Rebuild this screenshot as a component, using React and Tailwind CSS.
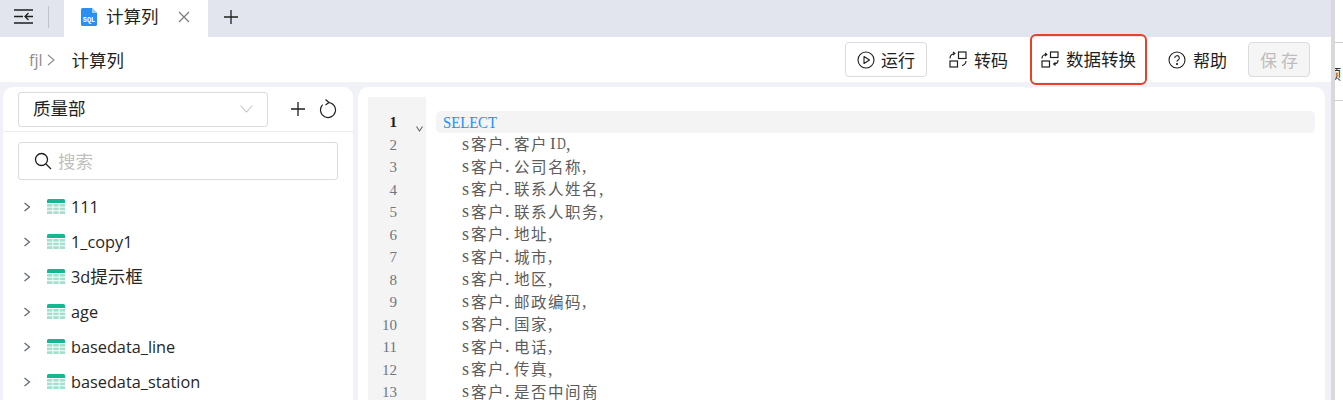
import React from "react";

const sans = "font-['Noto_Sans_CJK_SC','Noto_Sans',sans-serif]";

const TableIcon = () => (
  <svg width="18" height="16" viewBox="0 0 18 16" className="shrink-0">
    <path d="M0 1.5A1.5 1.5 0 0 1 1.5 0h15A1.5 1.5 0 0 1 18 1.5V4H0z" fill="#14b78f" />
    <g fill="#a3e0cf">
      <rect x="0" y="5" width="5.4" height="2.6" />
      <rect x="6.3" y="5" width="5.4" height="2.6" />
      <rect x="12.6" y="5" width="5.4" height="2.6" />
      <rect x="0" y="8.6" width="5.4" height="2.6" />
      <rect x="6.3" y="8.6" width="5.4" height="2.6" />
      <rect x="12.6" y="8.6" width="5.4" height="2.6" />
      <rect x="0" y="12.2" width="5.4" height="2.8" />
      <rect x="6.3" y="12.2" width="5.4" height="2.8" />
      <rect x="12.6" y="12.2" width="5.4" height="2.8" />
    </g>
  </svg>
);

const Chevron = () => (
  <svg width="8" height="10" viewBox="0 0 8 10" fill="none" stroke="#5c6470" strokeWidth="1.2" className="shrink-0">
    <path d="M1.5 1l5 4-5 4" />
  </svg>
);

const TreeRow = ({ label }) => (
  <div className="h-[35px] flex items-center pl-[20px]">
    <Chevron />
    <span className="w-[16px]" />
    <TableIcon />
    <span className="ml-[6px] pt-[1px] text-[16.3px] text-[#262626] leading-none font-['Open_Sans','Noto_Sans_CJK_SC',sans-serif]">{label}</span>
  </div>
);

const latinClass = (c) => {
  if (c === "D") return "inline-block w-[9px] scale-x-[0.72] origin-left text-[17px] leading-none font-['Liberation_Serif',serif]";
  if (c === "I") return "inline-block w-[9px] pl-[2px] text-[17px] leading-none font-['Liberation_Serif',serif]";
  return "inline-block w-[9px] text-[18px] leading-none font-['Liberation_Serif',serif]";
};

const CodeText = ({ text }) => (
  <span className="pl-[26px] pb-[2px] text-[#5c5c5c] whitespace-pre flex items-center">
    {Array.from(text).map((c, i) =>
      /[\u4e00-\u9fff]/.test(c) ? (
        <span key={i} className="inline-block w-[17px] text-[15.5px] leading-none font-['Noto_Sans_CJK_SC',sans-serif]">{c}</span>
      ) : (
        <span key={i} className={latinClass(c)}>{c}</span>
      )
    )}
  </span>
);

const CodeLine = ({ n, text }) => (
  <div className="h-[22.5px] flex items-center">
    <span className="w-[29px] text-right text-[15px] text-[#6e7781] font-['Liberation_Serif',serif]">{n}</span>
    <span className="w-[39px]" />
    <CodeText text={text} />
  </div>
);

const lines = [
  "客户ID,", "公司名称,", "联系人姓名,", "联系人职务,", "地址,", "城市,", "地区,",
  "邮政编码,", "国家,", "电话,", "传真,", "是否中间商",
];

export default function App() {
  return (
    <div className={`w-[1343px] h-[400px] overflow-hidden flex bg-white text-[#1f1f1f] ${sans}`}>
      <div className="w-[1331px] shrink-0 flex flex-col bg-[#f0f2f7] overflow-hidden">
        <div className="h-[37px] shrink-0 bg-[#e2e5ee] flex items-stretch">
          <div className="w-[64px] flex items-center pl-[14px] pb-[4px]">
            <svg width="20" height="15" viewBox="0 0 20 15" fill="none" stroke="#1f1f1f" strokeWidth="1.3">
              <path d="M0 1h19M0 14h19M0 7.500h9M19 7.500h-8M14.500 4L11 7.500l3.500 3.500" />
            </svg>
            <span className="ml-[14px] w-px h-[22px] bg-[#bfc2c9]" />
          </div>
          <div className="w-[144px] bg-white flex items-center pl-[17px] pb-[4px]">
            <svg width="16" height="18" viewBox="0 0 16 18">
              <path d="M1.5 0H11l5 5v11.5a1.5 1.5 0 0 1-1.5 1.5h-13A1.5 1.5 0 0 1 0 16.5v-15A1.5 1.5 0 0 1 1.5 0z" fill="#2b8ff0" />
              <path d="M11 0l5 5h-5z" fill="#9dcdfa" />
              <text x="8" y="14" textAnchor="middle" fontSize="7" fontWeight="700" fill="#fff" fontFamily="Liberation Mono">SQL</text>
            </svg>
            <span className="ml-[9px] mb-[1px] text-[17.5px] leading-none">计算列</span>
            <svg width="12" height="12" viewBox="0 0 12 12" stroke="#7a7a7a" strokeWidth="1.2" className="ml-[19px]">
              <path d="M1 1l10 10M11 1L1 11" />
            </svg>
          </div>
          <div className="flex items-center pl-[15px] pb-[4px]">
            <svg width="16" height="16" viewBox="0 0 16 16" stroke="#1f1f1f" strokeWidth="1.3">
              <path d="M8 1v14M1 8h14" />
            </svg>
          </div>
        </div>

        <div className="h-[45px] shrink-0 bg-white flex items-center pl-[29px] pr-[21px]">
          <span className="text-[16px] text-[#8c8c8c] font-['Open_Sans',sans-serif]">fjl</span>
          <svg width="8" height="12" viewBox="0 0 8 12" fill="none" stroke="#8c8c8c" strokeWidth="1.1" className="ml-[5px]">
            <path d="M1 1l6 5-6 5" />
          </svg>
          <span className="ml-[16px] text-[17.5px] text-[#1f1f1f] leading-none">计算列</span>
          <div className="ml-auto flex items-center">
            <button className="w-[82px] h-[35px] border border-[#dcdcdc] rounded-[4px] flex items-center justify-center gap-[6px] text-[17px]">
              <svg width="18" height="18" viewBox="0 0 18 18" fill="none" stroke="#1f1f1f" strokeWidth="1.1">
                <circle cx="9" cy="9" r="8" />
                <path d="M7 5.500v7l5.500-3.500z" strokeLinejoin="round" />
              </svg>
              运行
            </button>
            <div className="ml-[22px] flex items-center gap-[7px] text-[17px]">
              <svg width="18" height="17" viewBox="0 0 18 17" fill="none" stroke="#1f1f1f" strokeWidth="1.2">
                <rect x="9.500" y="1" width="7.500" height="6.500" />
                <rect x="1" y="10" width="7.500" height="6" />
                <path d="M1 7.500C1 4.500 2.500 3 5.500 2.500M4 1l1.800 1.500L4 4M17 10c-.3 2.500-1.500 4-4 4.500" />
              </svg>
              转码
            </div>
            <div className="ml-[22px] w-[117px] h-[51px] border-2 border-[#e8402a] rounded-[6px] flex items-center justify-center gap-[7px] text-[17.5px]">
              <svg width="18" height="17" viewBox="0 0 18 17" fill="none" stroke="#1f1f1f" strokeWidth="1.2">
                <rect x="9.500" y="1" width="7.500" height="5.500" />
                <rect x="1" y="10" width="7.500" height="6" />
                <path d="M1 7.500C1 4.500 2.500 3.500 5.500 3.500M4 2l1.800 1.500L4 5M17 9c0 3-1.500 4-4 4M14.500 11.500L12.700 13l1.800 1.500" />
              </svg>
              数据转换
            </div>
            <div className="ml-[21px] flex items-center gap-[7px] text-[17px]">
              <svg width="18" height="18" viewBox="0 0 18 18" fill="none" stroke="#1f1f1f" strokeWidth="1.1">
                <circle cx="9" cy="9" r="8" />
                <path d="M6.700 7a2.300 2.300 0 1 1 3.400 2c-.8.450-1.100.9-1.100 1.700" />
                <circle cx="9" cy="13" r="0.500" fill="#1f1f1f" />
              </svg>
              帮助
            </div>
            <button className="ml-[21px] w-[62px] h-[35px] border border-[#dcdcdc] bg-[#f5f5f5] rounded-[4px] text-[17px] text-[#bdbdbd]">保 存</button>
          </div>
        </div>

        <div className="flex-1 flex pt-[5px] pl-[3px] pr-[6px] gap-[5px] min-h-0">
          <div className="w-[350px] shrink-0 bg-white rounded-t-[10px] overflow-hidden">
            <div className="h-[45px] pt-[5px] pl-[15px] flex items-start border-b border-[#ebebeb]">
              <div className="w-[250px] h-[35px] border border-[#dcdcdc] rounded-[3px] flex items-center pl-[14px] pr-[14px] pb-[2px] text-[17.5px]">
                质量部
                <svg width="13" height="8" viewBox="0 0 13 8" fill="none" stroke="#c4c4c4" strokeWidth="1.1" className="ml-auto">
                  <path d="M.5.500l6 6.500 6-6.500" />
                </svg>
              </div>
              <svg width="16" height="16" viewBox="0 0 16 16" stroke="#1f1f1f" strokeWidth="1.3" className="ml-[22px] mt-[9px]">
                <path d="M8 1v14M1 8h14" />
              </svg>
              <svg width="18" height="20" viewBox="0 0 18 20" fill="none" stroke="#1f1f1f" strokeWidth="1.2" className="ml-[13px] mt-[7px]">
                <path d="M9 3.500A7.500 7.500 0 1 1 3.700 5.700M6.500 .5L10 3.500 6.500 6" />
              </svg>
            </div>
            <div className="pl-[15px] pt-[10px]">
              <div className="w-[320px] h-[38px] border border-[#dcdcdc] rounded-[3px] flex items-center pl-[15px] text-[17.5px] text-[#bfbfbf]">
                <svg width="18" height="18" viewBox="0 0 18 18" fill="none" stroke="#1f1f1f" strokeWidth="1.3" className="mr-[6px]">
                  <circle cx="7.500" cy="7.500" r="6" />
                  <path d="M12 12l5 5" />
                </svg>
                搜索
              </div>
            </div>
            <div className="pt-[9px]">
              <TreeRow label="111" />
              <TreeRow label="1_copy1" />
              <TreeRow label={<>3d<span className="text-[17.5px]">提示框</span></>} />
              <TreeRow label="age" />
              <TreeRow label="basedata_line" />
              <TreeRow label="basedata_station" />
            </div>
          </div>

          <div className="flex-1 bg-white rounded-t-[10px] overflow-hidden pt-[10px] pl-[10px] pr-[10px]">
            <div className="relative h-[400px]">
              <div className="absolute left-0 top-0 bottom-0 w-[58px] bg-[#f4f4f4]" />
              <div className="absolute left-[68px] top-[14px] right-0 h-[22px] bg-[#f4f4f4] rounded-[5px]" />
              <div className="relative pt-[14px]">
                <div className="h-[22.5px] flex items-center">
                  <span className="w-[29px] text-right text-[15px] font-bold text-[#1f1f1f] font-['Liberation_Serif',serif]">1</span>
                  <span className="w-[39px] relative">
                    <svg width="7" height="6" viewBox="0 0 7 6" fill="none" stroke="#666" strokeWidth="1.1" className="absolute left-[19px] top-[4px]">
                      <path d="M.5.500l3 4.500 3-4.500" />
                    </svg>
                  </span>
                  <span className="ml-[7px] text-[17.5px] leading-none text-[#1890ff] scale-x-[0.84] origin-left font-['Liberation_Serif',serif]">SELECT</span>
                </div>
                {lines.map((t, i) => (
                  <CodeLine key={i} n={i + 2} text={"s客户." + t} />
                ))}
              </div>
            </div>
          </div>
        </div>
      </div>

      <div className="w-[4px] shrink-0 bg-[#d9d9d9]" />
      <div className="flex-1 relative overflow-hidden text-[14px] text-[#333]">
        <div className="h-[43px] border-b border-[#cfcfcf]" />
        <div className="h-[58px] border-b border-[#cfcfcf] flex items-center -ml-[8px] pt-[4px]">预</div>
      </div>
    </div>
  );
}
····················
▶ **Given exercise**
In the listing, find each line with the string "React" and copy it.

▶ **Worked answer**
Rebuild this screenshot as a component, using React and Tailwind CSS.
import React from "react";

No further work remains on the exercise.